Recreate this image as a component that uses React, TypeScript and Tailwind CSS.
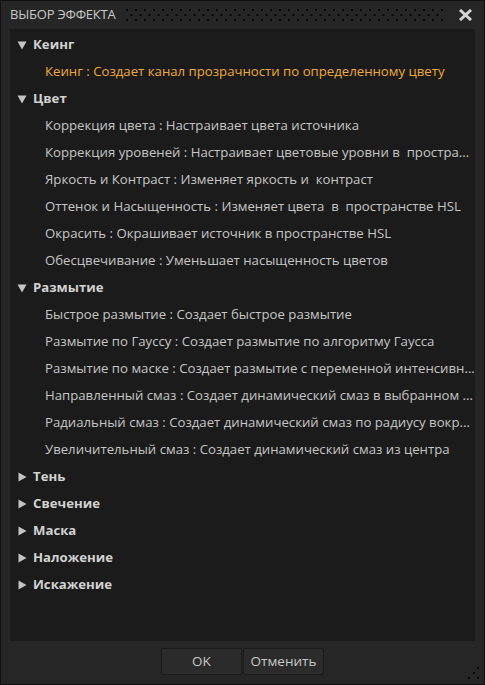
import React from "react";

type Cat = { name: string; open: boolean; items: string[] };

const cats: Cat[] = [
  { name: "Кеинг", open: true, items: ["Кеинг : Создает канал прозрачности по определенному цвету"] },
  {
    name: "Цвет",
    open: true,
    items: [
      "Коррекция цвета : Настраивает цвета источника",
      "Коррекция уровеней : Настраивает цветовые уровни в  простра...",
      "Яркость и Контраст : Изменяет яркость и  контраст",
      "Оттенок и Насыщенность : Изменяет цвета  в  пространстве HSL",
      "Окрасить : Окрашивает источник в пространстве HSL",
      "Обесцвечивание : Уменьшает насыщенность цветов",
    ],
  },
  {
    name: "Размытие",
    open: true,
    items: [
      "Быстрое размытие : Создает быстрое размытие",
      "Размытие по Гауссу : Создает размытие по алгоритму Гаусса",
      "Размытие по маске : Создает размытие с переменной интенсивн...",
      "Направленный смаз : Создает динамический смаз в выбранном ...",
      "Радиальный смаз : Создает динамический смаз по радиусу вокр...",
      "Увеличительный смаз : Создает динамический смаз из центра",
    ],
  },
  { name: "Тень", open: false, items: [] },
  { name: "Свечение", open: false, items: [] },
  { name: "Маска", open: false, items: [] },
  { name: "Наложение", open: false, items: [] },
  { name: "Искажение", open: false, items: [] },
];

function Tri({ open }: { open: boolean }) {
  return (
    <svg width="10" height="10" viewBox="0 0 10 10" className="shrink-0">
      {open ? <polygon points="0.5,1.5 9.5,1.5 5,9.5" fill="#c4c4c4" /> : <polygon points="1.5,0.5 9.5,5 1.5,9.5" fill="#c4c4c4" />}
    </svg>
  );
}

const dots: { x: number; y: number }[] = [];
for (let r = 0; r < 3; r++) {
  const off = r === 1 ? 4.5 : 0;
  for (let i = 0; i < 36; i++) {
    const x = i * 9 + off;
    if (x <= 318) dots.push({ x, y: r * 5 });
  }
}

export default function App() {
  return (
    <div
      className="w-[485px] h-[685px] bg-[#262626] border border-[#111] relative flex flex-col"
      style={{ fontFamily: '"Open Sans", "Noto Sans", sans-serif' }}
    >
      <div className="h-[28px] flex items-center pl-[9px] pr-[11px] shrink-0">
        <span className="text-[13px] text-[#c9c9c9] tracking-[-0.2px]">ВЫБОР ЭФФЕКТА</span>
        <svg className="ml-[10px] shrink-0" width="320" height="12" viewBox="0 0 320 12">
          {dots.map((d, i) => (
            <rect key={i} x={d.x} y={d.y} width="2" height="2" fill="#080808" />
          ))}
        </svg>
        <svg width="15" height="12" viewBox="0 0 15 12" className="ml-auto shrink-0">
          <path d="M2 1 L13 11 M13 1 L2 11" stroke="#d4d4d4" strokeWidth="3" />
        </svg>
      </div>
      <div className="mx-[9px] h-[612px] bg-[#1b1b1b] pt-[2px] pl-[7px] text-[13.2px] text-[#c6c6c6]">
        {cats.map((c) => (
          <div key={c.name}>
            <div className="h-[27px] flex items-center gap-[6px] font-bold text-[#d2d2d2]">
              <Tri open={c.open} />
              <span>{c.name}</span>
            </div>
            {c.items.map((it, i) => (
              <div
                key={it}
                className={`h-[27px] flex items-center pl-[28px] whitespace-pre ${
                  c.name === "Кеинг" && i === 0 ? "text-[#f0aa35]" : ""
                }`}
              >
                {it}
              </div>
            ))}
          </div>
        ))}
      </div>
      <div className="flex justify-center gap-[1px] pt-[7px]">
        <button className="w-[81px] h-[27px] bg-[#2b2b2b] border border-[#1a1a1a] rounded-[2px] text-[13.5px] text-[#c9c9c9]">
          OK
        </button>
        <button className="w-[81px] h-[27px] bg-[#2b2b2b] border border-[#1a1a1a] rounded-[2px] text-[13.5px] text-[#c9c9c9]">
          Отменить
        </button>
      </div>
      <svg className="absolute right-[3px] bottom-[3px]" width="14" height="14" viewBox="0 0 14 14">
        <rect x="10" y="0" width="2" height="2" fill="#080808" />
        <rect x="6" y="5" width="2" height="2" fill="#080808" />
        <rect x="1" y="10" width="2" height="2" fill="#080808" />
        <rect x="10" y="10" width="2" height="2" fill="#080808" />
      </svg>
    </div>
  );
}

Requirement
Leave out the pictures and restate, word for word, the lines from the top of the data through the line containing "string; open: boolean;", both included.

Answer to the exercise
Recreate this image as a component that uses React, TypeScript and Tailwind CSS.
import React from "react";

type Cat = { name: string; open: boolean; items: string[] };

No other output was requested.